The resonance of the victory extended beyond Britain. Messages of solidarity arrived from Green parties across Europe, Asia, Africa, and the Americas. For the global ecological movement, breakthroughs in majoritarian systems such as the UK’s carry immense symbolic weight.

 

This moment acquires additional historical depth as the Global Greens prepare to mark their quarter century on 16 April 2026. On this day in 2001, in Canberra, the inaugural Global Greens Congress adopted the Global Greens Charter — a foundational document articulating shared principles of ecological wisdom, sustainability, social justice, participatory democracy, respect for diversity, and nonviolence.

 

Over twenty-five years, that Charter has served as a moral compass and catalytic force, strengthening and diversifying the Green Movement across continents.

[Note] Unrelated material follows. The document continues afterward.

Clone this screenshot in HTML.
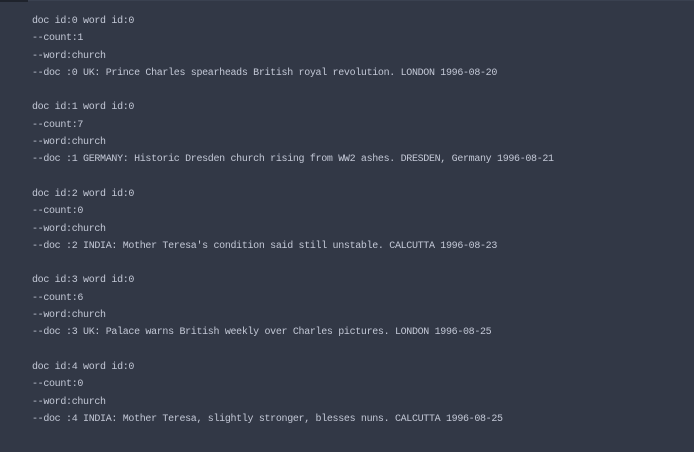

The breakthrough in Britain can thus be read not as an isolated event, but as part of a longer historical arc shaped by that collective vision.

 

The Global Greens highlighted the result as evidence that community-rooted sustainability can translate into electoral success even within capitalist systems often inhospitable to smaller parties.

 

Bodil Valero, Co-Convener of the Global Greens, described the victory as exemplary, emphasising that the British Greens had worked strategically for years within the UK’s difficult first-past-the-post electoral system, demonstrating disciplined local organisation and long-term planning. Winning a seat in the UK, she noted, requires precisely such endurance.

 

Seth Piper, communication strategist of the Global Greens, underscored the symbolic dimension: a party once dismissed as marginal had topped the poll in a competitive by-election. The era in which Greens could be casually underestimated was ending, he said.

 

International observers drew three broad conclusions. First, Green politics can win major urban constituencies, not only niche strongholds. Second, alliances between climate advocacy and social justice resonate amid widening inequality. Third, voters disillusioned with traditional centre-left parties may increasingly view Greens as credible custodians of progressive values.


Image courtesy Instagram
Image courtesy Instagram

 

From Threshold to Trajectory

 

Five MPs among 650 do not command legislative dominance. Yet, influence is not measured solely by numbers. Denton altered perceptions of viability — within Westminster, within party memberships, and among voters previously hesitant to step beyond the Labour–Conservative binary.

 

The UK political context underscores the shift. According to Zeteo.com, Greens are now the most popular party for all age groups under 50, and a quarter of former Labour supporters from 2024 now say they would vote Green — reflecting a seismic realignment in voter attitudes.

 

In retrospect, 26 February 2026, may be remembered as the moment when Green Politics in Britain moved from aspiration to acceleration. For the Green Party of England and Wales, the victory represents both culmination and commencement — the fruit of decades of advocacy and the seed of broader ambition.

 

A Signal to the World

 

For Greens in Britain and beyond, the message is unmistakable: the path to power is inseparable from the path to planetary survival. The hour demands that Green Politics move from the margins to the centre of governance — not only as an ideological embellishment, but as an ethical imperative.